For significant agent-assisted features, a separate structural review pass, distinct from the functional review, creates the space to ask the architectural questions without conflating them with correctness questions. Mixing them in a single review tends to resolve in favor of correctness, because working code is easier to defend than poorly structured code.

Prompting explicitly for quality constraints shifts the distribution of agent output before it reaches review. Instructions like “do not duplicate logic that exists elsewhere in the codebase,” “prefer modifying existing classes over creating new ones when the responsibility fits,” and “use the same terminology this codebase already uses for similar concepts” do not guarantee good structural output, but they reduce the frequency of the worst violations.

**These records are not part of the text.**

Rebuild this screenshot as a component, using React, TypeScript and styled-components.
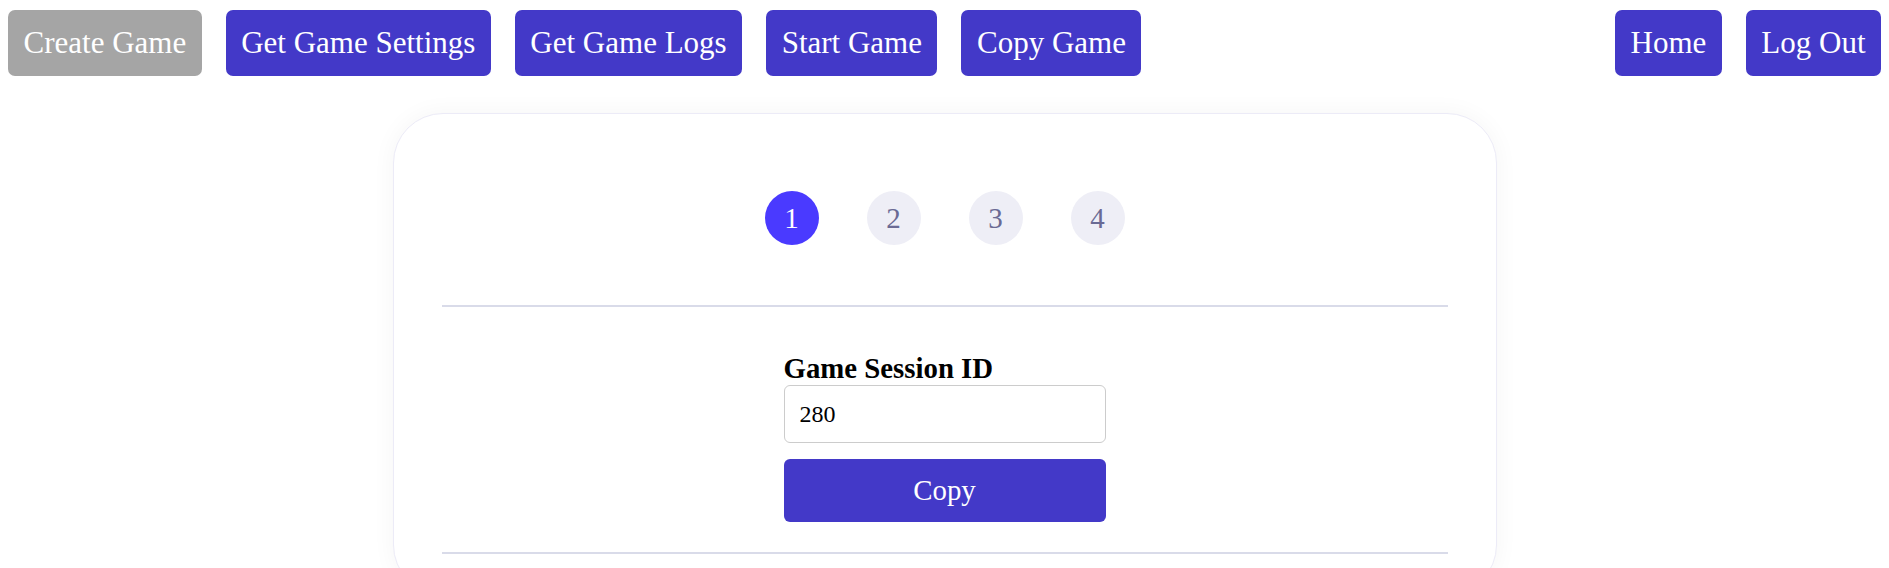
import React from "react";
import styled, { createGlobalStyle } from "styled-components";

const GlobalStyle = createGlobalStyle`
  body {
    margin: 8px;
    background: #ffffff;
    font-family: "Liberation Serif", "Times New Roman", serif;
  }
`;

const NavBar = styled.nav`
  display: flex;
  justify-content: space-between;
  align-items: center;
  padding-top: 2px;
`;

const NavGroup = styled.div`
  display: flex;
  gap: 24px;
`;

const NavButton = styled.button<{ $disabled?: boolean }>`
  height: 66px;
  padding: 0 15.5px;
  border: none;
  border-radius: 7px;
  background: ${(p) => (p.$disabled ? "#a5a5a5" : "#4339c8")};
  color: #ffffff;
  font-family: "Liberation Serif", "Times New Roman", serif;
  font-size: 31px;
  white-space: nowrap;
  cursor: pointer;
`;

const Card = styled.section`
  width: 1104px;
  box-sizing: border-box;
  margin: 37px auto 0;
  padding: 77px 48px 40px;
  border: 1px solid #ecebf7;
  border-radius: 50px;
  background: #ffffff;
  box-shadow: 0 0 24px rgba(0, 0, 20, 0.045);
`;

const Steps = styled.div`
  display: flex;
  justify-content: center;
  gap: 48px;
`;

const StepDot = styled.div<{ $active?: boolean }>`
  width: 54px;
  height: 54px;
  border-radius: 50%;
  display: flex;
  align-items: center;
  justify-content: center;
  background: ${(p) => (p.$active ? "#4a3aff" : "#eeeef6")};
  color: ${(p) => (p.$active ? "#ffffff" : "#6a6a94")};
  font-size: 29px;
`;

const Divider = styled.hr`
  border: none;
  height: 2px;
  background: #d9dbe9;
  margin: 0;
`;

const TopDivider = styled(Divider)`
  margin-top: 60px;
`;

const Form = styled.div`
  width: 322px;
  margin: 45px auto 30px;
  display: flex;
  flex-direction: column;
`;

const Label = styled.label`
  font-size: 28.8px;
  font-weight: bold;
  color: #000000;
  line-height: 33px;
`;

const Input = styled.input`
  box-sizing: border-box;
  height: 58px;
  width: 100%;
  padding: 0 15px;
  border: 1px solid #cccccc;
  border-radius: 6px;
  font-family: "Liberation Serif", "Times New Roman", serif;
  font-size: 24px;
  color: #000000;
  outline: none;
`;

const CopyButton = styled.button`
  margin-top: 16px;
  height: 63px;
  width: 100%;
  border: none;
  border-radius: 6px;
  background: #4339c8;
  color: #ffffff;
  font-family: "Liberation Serif", "Times New Roman", serif;
  font-size: 28.8px;
  cursor: pointer;
`;

export default function App() {
  return (
    <>
      <GlobalStyle />
      <NavBar>
        <NavGroup>
          <NavButton $disabled>Create Game</NavButton>
          <NavButton>Get Game Settings</NavButton>
          <NavButton>Get Game Logs</NavButton>
          <NavButton>Start Game</NavButton>
          <NavButton>Copy Game</NavButton>
        </NavGroup>
        <NavGroup>
          <NavButton>Home</NavButton>
          <NavButton>Log Out</NavButton>
        </NavGroup>
      </NavBar>
      <Card>
        <Steps>
          <StepDot $active>1</StepDot>
          <StepDot>2</StepDot>
          <StepDot>3</StepDot>
          <StepDot>4</StepDot>
        </Steps>
        <TopDivider />
        <Form>
          <Label htmlFor="session">Game Session ID</Label>
          <Input id="session" defaultValue="280" />
          <CopyButton>Copy</CopyButton>
        </Form>
        <Divider />
      </Card>
    </>
  );
}
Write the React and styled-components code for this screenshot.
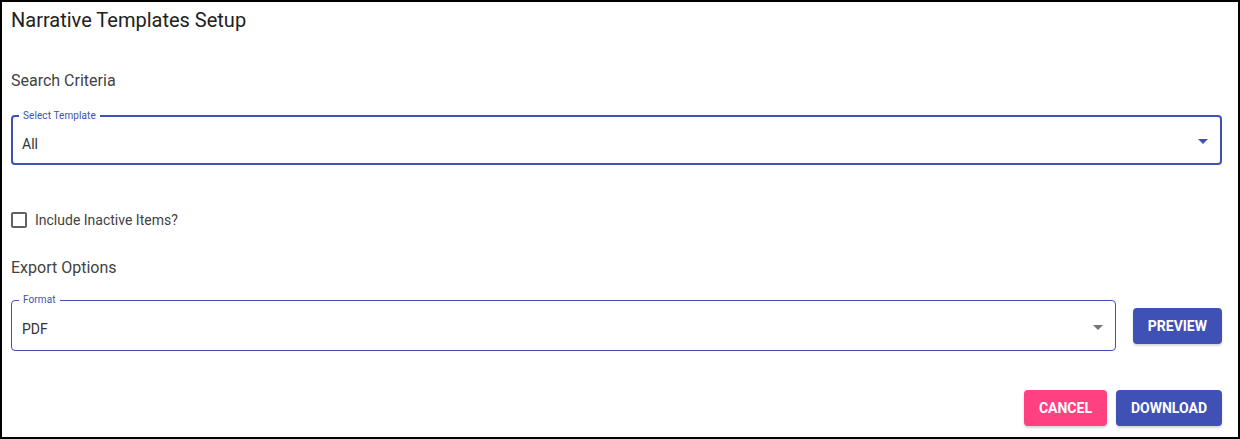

Sourcery for Swift, and equivalent metaprogramming tools in other languages, can automate structural checks that go beyond what linters typically handle, including verifying that protocol conformances follow expected patterns and that no types in a restricted layer have dependencies on types in another layer.

What Doernenburg’s Experiment Actually Shows

The CCMenu experiment is valuable because Doernenburg was positioned to assess his own codebase in a way that a reviewer unfamiliar with it could not be. He knew what the architecture was supposed to look like, which made violations visible to him that automated tools would miss and that a reviewer without that context would not recognize as violations.

This is an honest acknowledgment of what systematic internal quality assessment requires: not just tools, but a developer with a sufficiently detailed mental model of the intended design to evaluate whether new code fits or degrades it. That model can be built through reading and working with a codebase, through explicit documentation of architectural decisions, and through code reviews that focus on structure rather than correctness.

The tools extend that assessment to the measurable dimensions. The judgment fills in what tools cannot reach. Neither alone is sufficient, and the workflow that combines both is what the agent’s own output cannot provide for itself.